For customer lifecycle marketing to be effective, it’s necessary for sales, marketing, and CS to all understand that the B2B buying journey is non-linear. Buying decisions are made by multiple stakeholders rather than a single lead. To account for this complex environment, your company will need to avoid funnel-only marketing and work together to map non-linear buyer journeys where prospects may loop back and forth between different stages of the funnel.
As Salesforce points out, customer data becomes central to this style of lifecycle marketing as it helps you understand and predict buyer behaviors. That data allows you to section off your audience and trigger next-best actions that are more likely to resonate rather than trying to fit different types of buyers into a funnel that may not make sense for them.
Again, alignment across teams is key for this company-wide model to work. Marketing, sales, and CS need to work together and share the same definitions, system of records, and KPIs. This alignment prevents siloed goals, which often have the effect of confusing and alienating buyers rather than converting and retaining them.

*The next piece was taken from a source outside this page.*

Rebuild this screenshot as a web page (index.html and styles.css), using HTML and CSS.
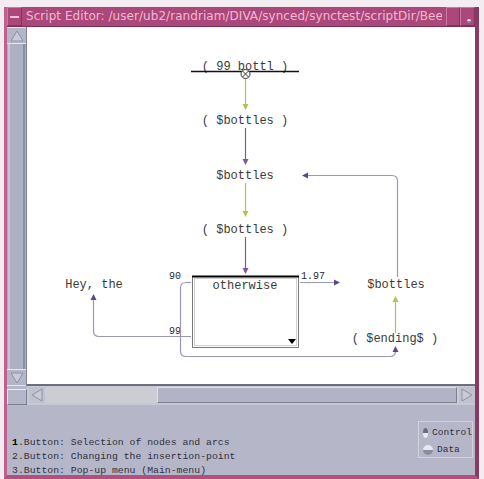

Define your lifecycle stages and outcomes
Your customer lifecycle should be broken down into steps that all of your teams understand. Those steps can be defined as:
- Reach/Discover: How your brand attracts accounts, such as through content, paid ads, and social media.
- Engage/Consider: How target accounts interact with your marketing, such as by signing up for a newsletter or subscribing on LinkedIn.
- Convert: When marketing passes leads on to sales who then turn them into closed deals.
- Onboard/Activate: This is the Time to First Value (TTFV), from when a new customer is activated to when they receive the first benefit from your product/service.
- Adopt: How you prove the value of your product to buying committees through repeated use.
- Renew: How you ensure customers are satisfied with the product and willing to renew.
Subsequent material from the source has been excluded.